# Start of Data excerpt

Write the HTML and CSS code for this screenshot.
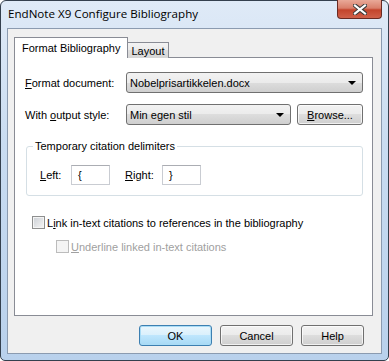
FILE: index.html
```html
<!DOCTYPE html>
<html lang="en">
<head>
  <meta charset="UTF-8">
  <title>EndNote X9 Configure Bibliography</title>
  <link rel="stylesheet" href="styles.css">
</head>
<body>
  <div class="window">
    <div class="titlebar">
      <span class="title">EndNote X9 Configure Bibliography</span>
      <div class="close">
        <svg width="14" height="11" viewBox="0 0 14 11">
          <path d="M2 1.5 L12 9.5 M12 1.5 L2 9.5" stroke="#3a3a3a" stroke-width="4.2" stroke-linecap="square"/>
          <path d="M2 1.5 L12 9.5 M12 1.5 L2 9.5" stroke="#fff" stroke-width="2.2" stroke-linecap="square"/>
        </svg>
      </div>
    </div>

    <div class="client">
      <div class="tabs">
        <div class="tab active">Format Bibliography</div>
        <div class="tab">Layout</div>
      </div>

      <div class="panel">
        <div class="row">
          <label class="lbl"><u>F</u>ormat document:</label>
          <div class="combo wide">
            <span>Nobelprisartikkelen.docx</span>
            <i class="arrow"></i>
          </div>
        </div>
        <div class="row">
          <label class="lbl">With <u>o</u>utput style:</label>
          <div class="combo narrow">
            <span>Min egen stil</span>
            <i class="arrow"></i>
          </div>
          <div class="btn browse"><u>B</u>rowse...</div>
        </div>

        <div class="group">
          <span class="legend">Temporary citation delimiters</span>
          <div class="delims">
            <label><u>L</u>eft:</label>
            <div class="textbox">{</div>
            <label class="right-lbl"><u>R</u>ight:</label>
            <div class="textbox">}</div>
          </div>
        </div>

        <div class="check">
          <span class="box"></span>
          <span>L<u>i</u>nk in-text citations to references in the bibliography</span>
        </div>
        <div class="check sub disabled">
          <span class="box"></span>
          <span><u>U</u>nderline linked in-text citations</span>
        </div>
      </div>

      <div class="buttons">
        <div class="btn default">OK</div>
        <div class="btn">Cancel</div>
        <div class="btn help">Help</div>
      </div>
    </div>
  </div>
</body>
</html>
```

FILE: styles.css
```css
body {
  margin: 0;
  font-family: "Liberation Sans", Arial, sans-serif;
  font-size: 11px;
  color: #000;
  background: #fff;
}

.window {
  width: 389px;
  height: 361px;
  box-sizing: border-box;
  border: 1px solid #34404e;
  border-radius: 6px 6px 5px 5px;
  padding: 0 6px 6px;
  background: linear-gradient(#dfeaf7, #c9dcf1 40%, #b9d1ec);
  display: flex;
  flex-direction: column;
}

.titlebar {
  height: 27px;
  display: flex;
  justify-content: space-between;
  align-items: flex-start;
}

.title {
  font-family: "Open Sans", "Noto Sans", sans-serif;
  font-size: 11.6px;
  padding-left: 1px;
  margin-top: 5px;
  color: #000;
}

.close {
  width: 45px;
  height: 19px;
  margin-top: -1px;
  box-sizing: border-box;
  border: 1px solid #6a2a22;
  border-top: none;
  border-radius: 0 0 4px 4px;
  background: linear-gradient(#e9a998, #d97f6b 45%, #c3442c 55%, #d0614a);
  display: flex;
  align-items: center;
  justify-content: center;
}

.client {
  flex: 1;
  border: 1px solid #8b9bb0;
  background: #f0f0f0;
  padding: 8px 8px 0 6px;
  display: flex;
  flex-direction: column;
}

.tabs {
  display: flex;
  align-items: flex-end;
  height: 21px;
  margin-bottom: -1px;
  position: relative;
  z-index: 1;
}

.tab {
  border: 1px solid #898c95;
  border-bottom: none;
  height: 15px;
  padding: 0 4px 0 3px;
  background: linear-gradient(#f3f3f3, #ebebeb 50%, #dedede 50%, #d6d6d6);
  margin-left: -1px;
  line-height: 16px;
}

.tab.active {
  height: 20px;
  margin-left: 0;
  padding: 0 7px;
  background: #fff;
  line-height: 20px;
  position: relative;
  z-index: 2;
}

.panel {
  height: 259px;
  box-sizing: border-box;
  border: 1px solid #898c95;
  background: #fff;
  padding: 14px 0 0 10px;
}

.row {
  display: flex;
  align-items: center;
  height: 21px;
  margin-bottom: 11px;
}

.lbl {
  width: 101px;
}

.combo {
  height: 21px;
  box-sizing: border-box;
  border: 1px solid #707070;
  border-radius: 3px;
  background: linear-gradient(#f2f2f2, #ebebeb 50%, #dddddd 50%, #cfcfcf);
  display: flex;
  align-items: center;
  justify-content: space-between;
  padding: 0 6px 0 3px;
}

.combo.wide {
  width: 237px;
}

.combo.narrow {
  width: 165px;
}

.arrow {
  width: 0;
  height: 0;
  border-left: 4px solid transparent;
  border-right: 4px solid transparent;
  border-top: 4px solid #000;
}

.btn {
  height: 21px;
  box-sizing: border-box;
  border: 1px solid #707070;
  border-radius: 3px;
  background: linear-gradient(#f2f2f2, #ebebeb 50%, #dddddd 50%, #cfcfcf);
  box-shadow: inset 0 0 0 1px rgba(255,255,255,0.7);
  display: flex;
  align-items: center;
  justify-content: center;
  width: 73px;
}

.btn.browse {
  width: 66px;
  margin-left: 6px;
}

.btn.default {
  border-color: #3c7fb1;
  background: linear-gradient(#eaf6fd, #d9f0fc 50%, #bee6fd 50%, #a7d9f5);
  box-shadow: inset 0 0 0 1px #a9dcf6;
}

.btn.help {
  width: 63px;
}

.group {
  position: relative;
  margin: 21px 0 0 1px;
  width: 337px;
  height: 50px;
  box-sizing: border-box;
  border: 1px solid #d5dfe5;
  border-radius: 3px;
  padding: 18px 0 0 13px;
}

.group .legend {
  position: absolute;
  top: -8px;
  left: 6px;
  padding: 0 2px;
  line-height: 14px;
  background: #fff;
}

.delims {
  display: flex;
  align-items: center;
}

.delims label {
  width: 31px;
}

.delims .right-lbl {
  width: 37px;
  margin-left: 15px;
}

.textbox {
  width: 39px;
  height: 20px;
  box-sizing: border-box;
  border: 1px solid #c9ccd2;
  border-top-color: #abadb3;
  padding: 0 0 0 6px;
  line-height: 18px;
  background: #fff;
}

.check {
  display: flex;
  align-items: center;
  margin: 20px 0 0 7px;
  height: 13px;
}

.check .box {
  width: 13px;
  height: 13px;
  box-sizing: border-box;
  border: 1px solid #8e8f8f;
  background: linear-gradient(135deg, #cbcfd5, #f6f6f6);
  box-shadow: inset 0 0 0 1px #f4f4f4;
  margin-right: 2px;
}

.check.sub {
  margin: 11px 0 0 31px;
}

.check.disabled {
  color: #a0a0a0;
}

.check.disabled .box {
  border-color: #bcbcbc;
  background: #f4f4f4;
}

.buttons {
  display: flex;
  justify-content: flex-end;
  gap: 8px;
  margin-top: 9px;
  padding-right: 9px;
}
```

# End of Data excerpt

## Exercise task
Write out the material above again, word for word, minus its pictures.

## Output for this exercise
Write the HTML and CSS code for this screenshot.
FILE: index.html
```html
<!DOCTYPE html>
<html lang="en">
<head>
  <meta charset="UTF-8">
  <title>EndNote X9 Configure Bibliography</title>
  <link rel="stylesheet" href="styles.css">
</head>
<body>
  <div class="window">
    <div class="titlebar">
      <span class="title">EndNote X9 Configure Bibliography</span>
      <div class="close">
        <svg width="14" height="11" viewBox="0 0 14 11">
          <path d="M2 1.5 L12 9.5 M12 1.5 L2 9.5" stroke="#3a3a3a" stroke-width="4.2" stroke-linecap="square"/>
          <path d="M2 1.5 L12 9.5 M12 1.5 L2 9.5" stroke="#fff" stroke-width="2.2" stroke-linecap="square"/>
        </svg>
      </div>
    </div>

    <div class="client">
      <div class="tabs">
        <div class="tab active">Format Bibliography</div>
        <div class="tab">Layout</div>
      </div>

      <div class="panel">
        <div class="row">
          <label class="lbl"><u>F</u>ormat document:</label>
          <div class="combo wide">
            <span>Nobelprisartikkelen.docx</span>
            <i class="arrow"></i>
          </div>
        </div>
        <div class="row">
          <label class="lbl">With <u>o</u>utput style:</label>
          <div class="combo narrow">
            <span>Min egen stil</span>
            <i class="arrow"></i>
          </div>
          <div class="btn browse"><u>B</u>rowse...</div>
        </div>

        <div class="group">
          <span class="legend">Temporary citation delimiters</span>
          <div class="delims">
            <label><u>L</u>eft:</label>
            <div class="textbox">{</div>
            <label class="right-lbl"><u>R</u>ight:</label>
            <div class="textbox">}</div>
          </div>
        </div>

        <div class="check">
          <span class="box"></span>
          <span>L<u>i</u>nk in-text citations to references in the bibliography</span>
        </div>
        <div class="check sub disabled">
          <span class="box"></span>
          <span><u>U</u>nderline linked in-text citations</span>
        </div>
      </div>

      <div class="buttons">
        <div class="btn default">OK</div>
        <div class="btn">Cancel</div>
        <div class="btn help">Help</div>
      </div>
    </div>
  </div>
</body>
</html>
```

FILE: styles.css
```css
body {
  margin: 0;
  font-family: "Liberation Sans", Arial, sans-serif;
  font-size: 11px;
  color: #000;
  background: #fff;
}

.window {
  width: 389px;
  height: 361px;
  box-sizing: border-box;
  border: 1px solid #34404e;
  border-radius: 6px 6px 5px 5px;
  padding: 0 6px 6px;
  background: linear-gradient(#dfeaf7, #c9dcf1 40%, #b9d1ec);
  display: flex;
  flex-direction: column;
}

.titlebar {
  height: 27px;
  display: flex;
  justify-content: space-between;
  align-items: flex-start;
}

.title {
  font-family: "Open Sans", "Noto Sans", sans-serif;
  font-size: 11.6px;
  padding-left: 1px;
  margin-top: 5px;
  color: #000;
}

.close {
  width: 45px;
  height: 19px;
  margin-top: -1px;
  box-sizing: border-box;
  border: 1px solid #6a2a22;
  border-top: none;
  border-radius: 0 0 4px 4px;
  background: linear-gradient(#e9a998, #d97f6b 45%, #c3442c 55%, #d0614a);
  display: flex;
  align-items: center;
  justify-content: center;
}

.client {
  flex: 1;
  border: 1px solid #8b9bb0;
  background: #f0f0f0;
  padding: 8px 8px 0 6px;
  display: flex;
  flex-direction: column;
}

.tabs {
  display: flex;
  align-items: flex-end;
  height: 21px;
  margin-bottom: -1px;
  position: relative;
  z-index: 1;
}

.tab {
  border: 1px solid #898c95;
  border-bottom: none;
  height: 15px;
  padding: 0 4px 0 3px;
  background: linear-gradient(#f3f3f3, #ebebeb 50%, #dedede 50%, #d6d6d6);
  margin-left: -1px;
  line-height: 16px;
}

.tab.active {
  height: 20px;
  margin-left: 0;
  padding: 0 7px;
  background: #fff;
  line-height: 20px;
  position: relative;
  z-index: 2;
}

.panel {
  height: 259px;
  box-sizing: border-box;
  border: 1px solid #898c95;
  background: #fff;
  padding: 14px 0 0 10px;
}

.row {
  display: flex;
  align-items: center;
  height: 21px;
  margin-bottom: 11px;
}

.lbl {
  width: 101px;
}

.combo {
  height: 21px;
  box-sizing: border-box;
  border: 1px solid #707070;
  border-radius: 3px;
  background: linear-gradient(#f2f2f2, #ebebeb 50%, #dddddd 50%, #cfcfcf);
  display: flex;
  align-items: center;
  justify-content: space-between;
  padding: 0 6px 0 3px;
}

.combo.wide {
  width: 237px;
}

.combo.narrow {
  width: 165px;
}

.arrow {
  width: 0;
  height: 0;
  border-left: 4px solid transparent;
  border-right: 4px solid transparent;
  border-top: 4px solid #000;
}

.btn {
  height: 21px;
  box-sizing: border-box;
  border: 1px solid #707070;
  border-radius: 3px;
  background: linear-gradient(#f2f2f2, #ebebeb 50%, #dddddd 50%, #cfcfcf);
  box-shadow: inset 0 0 0 1px rgba(255,255,255,0.7);
  display: flex;
  align-items: center;
  justify-content: center;
  width: 73px;
}

.btn.browse {
  width: 66px;
  margin-left: 6px;
}

.btn.default {
  border-color: #3c7fb1;
  background: linear-gradient(#eaf6fd, #d9f0fc 50%, #bee6fd 50%, #a7d9f5);
  box-shadow: inset 0 0 0 1px #a9dcf6;
}

.btn.help {
  width: 63px;
}

.group {
  position: relative;
  margin: 21px 0 0 1px;
  width: 337px;
  height: 50px;
  box-sizing: border-box;
  border: 1px solid #d5dfe5;
  border-radius: 3px;
  padding: 18px 0 0 13px;
}

.group .legend {
  position: absolute;
  top: -8px;
  left: 6px;
  padding: 0 2px;
  line-height: 14px;
  background: #fff;
}

.delims {
  display: flex;
  align-items: center;
}

.delims label {
  width: 31px;
}

.delims .right-lbl {
  width: 37px;
  margin-left: 15px;
}

.textbox {
  width: 39px;
  height: 20px;
  box-sizing: border-box;
  border: 1px solid #c9ccd2;
  border-top-color: #abadb3;
  padding: 0 0 0 6px;
  line-height: 18px;
  background: #fff;
}

.check {
  display: flex;
  align-items: center;
  margin: 20px 0 0 7px;
  height: 13px;
}

.check .box {
  width: 13px;
  height: 13px;
  box-sizing: border-box;
  border: 1px solid #8e8f8f;
  background: linear-gradient(135deg, #cbcfd5, #f6f6f6);
  box-shadow: inset 0 0 0 1px #f4f4f4;
  margin-right: 2px;
}

.check.sub {
  margin: 11px 0 0 31px;
}

.check.disabled {
  color: #a0a0a0;
}

.check.disabled .box {
  border-color: #bcbcbc;
  background: #f4f4f4;
}

.buttons {
  display: flex;
  justify-content: flex-end;
  gap: 8px;
  margin-top: 9px;
  padding-right: 9px;
}
```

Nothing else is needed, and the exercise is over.